(Directions for this task)
Wherever a line below holds the word "component", copy that line.

Records from a collection:
* BEGIN *
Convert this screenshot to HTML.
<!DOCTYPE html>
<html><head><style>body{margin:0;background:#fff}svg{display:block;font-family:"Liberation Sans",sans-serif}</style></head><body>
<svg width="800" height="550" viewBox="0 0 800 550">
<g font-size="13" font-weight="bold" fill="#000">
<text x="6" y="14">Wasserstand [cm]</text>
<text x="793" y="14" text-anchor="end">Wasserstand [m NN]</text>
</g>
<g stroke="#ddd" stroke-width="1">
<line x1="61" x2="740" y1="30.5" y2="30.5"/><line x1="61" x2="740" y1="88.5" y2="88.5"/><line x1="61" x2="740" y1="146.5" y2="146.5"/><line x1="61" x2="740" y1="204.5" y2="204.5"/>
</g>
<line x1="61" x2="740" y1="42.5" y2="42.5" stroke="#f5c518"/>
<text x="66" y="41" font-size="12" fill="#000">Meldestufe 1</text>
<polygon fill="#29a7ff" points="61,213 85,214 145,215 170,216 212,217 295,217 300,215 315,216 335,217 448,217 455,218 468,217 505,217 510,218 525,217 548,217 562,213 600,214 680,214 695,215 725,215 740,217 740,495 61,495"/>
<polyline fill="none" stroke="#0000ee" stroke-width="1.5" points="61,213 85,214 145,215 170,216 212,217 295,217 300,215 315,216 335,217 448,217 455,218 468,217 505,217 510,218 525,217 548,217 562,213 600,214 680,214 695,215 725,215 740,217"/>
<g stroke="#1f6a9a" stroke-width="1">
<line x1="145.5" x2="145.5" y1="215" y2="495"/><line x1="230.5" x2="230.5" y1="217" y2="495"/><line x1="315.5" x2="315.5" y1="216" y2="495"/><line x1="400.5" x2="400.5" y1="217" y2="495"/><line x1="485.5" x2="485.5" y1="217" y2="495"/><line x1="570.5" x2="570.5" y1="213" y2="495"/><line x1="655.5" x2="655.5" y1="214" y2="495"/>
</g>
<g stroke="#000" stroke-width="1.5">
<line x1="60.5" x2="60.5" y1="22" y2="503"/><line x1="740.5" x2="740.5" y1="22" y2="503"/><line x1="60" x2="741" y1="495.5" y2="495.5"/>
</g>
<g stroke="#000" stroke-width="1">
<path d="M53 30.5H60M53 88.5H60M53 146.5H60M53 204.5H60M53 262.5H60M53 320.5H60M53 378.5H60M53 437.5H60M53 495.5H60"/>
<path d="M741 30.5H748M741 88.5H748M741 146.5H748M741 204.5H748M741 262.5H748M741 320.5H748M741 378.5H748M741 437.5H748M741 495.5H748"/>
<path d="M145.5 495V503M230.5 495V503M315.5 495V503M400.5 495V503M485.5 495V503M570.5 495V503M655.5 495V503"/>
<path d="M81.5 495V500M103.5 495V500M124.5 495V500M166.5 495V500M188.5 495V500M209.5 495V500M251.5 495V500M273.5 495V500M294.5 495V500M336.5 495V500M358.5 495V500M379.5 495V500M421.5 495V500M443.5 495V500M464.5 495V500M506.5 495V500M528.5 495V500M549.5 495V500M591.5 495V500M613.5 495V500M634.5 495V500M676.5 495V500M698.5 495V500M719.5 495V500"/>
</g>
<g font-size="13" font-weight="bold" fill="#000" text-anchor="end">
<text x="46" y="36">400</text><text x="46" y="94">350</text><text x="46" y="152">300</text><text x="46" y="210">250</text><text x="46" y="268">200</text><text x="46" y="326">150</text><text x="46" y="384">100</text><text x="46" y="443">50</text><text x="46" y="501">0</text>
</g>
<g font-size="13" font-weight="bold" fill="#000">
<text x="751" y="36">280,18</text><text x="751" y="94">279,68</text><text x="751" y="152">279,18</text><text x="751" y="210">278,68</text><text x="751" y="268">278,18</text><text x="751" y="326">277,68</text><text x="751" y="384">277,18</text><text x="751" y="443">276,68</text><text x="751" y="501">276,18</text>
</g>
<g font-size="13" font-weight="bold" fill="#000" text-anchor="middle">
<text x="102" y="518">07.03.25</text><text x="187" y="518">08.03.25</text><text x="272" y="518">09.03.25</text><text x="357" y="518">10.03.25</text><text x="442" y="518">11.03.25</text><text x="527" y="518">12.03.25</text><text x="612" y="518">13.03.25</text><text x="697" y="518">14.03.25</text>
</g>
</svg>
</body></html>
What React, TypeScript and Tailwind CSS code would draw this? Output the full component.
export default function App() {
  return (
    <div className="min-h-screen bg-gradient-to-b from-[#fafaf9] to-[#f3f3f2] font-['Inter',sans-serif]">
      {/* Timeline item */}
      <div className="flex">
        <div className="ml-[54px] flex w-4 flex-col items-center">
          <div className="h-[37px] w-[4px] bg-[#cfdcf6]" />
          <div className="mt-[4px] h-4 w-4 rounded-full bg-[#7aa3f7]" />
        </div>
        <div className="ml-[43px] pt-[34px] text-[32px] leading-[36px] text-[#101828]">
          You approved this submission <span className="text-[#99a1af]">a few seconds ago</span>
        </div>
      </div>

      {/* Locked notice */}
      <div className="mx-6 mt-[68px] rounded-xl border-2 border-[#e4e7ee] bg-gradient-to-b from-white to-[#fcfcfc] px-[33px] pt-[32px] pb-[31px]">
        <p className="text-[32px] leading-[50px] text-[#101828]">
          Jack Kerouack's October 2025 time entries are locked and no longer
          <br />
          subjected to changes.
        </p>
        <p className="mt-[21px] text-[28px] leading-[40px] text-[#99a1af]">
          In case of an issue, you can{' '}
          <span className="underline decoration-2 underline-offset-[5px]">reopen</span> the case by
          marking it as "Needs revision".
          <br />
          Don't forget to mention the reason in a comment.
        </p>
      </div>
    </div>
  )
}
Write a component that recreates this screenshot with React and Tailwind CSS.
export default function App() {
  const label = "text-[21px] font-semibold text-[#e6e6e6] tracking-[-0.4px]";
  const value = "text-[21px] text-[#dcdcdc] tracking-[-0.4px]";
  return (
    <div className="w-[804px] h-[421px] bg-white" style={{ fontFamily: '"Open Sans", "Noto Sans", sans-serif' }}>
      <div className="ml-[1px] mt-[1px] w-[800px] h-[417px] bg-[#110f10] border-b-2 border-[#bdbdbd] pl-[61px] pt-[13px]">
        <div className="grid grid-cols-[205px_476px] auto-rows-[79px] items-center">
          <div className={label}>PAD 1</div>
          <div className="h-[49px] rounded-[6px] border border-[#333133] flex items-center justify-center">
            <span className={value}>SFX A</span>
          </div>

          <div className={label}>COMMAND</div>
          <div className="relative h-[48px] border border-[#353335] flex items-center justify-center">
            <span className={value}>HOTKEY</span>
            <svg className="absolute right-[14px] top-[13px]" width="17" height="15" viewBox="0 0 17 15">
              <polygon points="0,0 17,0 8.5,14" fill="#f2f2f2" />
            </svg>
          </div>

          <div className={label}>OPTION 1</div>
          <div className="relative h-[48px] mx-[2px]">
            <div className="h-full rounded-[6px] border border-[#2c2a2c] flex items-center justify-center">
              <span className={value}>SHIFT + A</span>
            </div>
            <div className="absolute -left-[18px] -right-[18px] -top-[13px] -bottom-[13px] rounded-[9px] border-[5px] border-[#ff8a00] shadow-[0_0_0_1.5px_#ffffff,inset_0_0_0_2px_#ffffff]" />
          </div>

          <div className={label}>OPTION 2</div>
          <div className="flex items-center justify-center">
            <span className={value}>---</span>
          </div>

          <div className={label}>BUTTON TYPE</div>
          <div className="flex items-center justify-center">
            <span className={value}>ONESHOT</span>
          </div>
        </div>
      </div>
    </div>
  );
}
* END *
(Exercise solution)
What React, TypeScript and Tailwind CSS code would draw this? Output the full component.
Write a component that recreates this screenshot with React and Tailwind CSS.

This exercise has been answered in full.